Per questo, una sola volta mi hanno chiesto “Vieni a Los Angeles?”, e dopo aver chiesto i permessi del caso e organizzato le cose in famiglia, ho detto sì. Forse prima ho detto sì, poi ho organizzato, poco importa. Perché nessuno dica mai, pensi mai, insinui mai più che io non ce la posso fare. Io posso.
E così ora sto scrivendo dalla mia stanza d’albergo a Los Angeles, sono le 4 di mattina, praticamente l’ultimo giorno, e io non mi sono ancora abituata al fuso orario. Guardo i video che mi manda Stefano con le bambine che mi salutano, ascolto i loro messaggi vocali quando non dormo, mi sento leggera e mi sento anche “guarita”. Questo viaggio mi ha fatto bene, ho vinto la mia ansia dal distacco, non avrei mai pensato di poter dormire anche una sola notte lontano da loro, invece ci sono riuscita e senza patire come avrei creduto. Mi mancano da morire, ma sono serena.
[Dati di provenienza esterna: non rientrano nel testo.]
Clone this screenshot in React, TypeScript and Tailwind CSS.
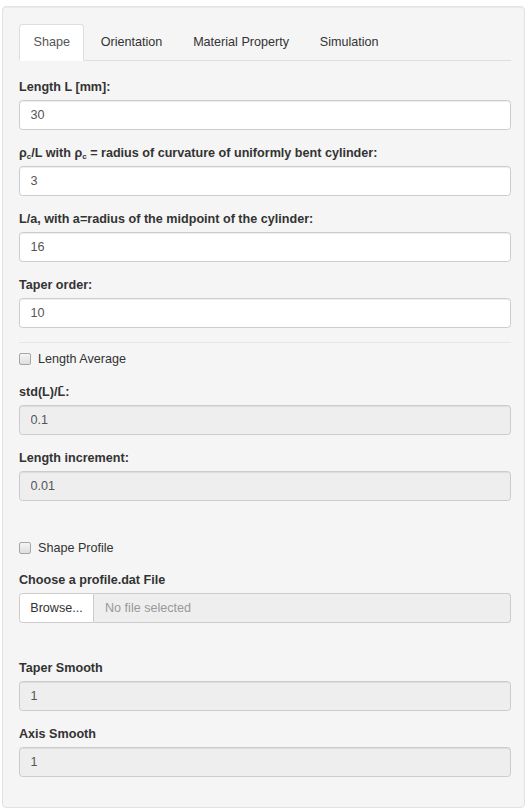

E so che lo sono anche loro, a casa, con quel meraviglioso e inimitabile papà che si prende cura di tutto.
Quando ho il collegamento wi-fi e l’orario lo permette mi fanno un FaceTime, ci videochiamiamo, mi chiedono perché se stanno andando a dormire qui c’è il Sole, vogliono vedere com’è il letto dove dormo, mi dicono “ma dormi da sola?”, inconcepibile per loro che mi dormono appiccicate tutta notte. (In realtà Sveva mi ha messo in valigia il suo orsacchiotto, per sentirmi meno sola!).
5 giorni, sono anche volati.
Il mio primo viaggio dopo le maternità, un evento.
E mettiamoci anche il fatto che non sono andata nella “solita” Parigi, che sono qui, in California, a due passi da Hollywood, dentro al sogno americano.
Ho un sonno che non sto in piedi e sarà anche peggio quando torneró, quando scoccherà la mezzanotte e tornando in azienda sarò di nuovo Cenerentola…
Ma almeno, per una notte, sono stata al ballo.
Chiara.
Post dedicato a mio marito Stefano, perché senza di lui non potrei essere quella che sono e non potrei farcela, mai. È lui la roccia della famiglia. Dedicato anche alle mie bambine, che sono state bravissime mentre la mamma era via.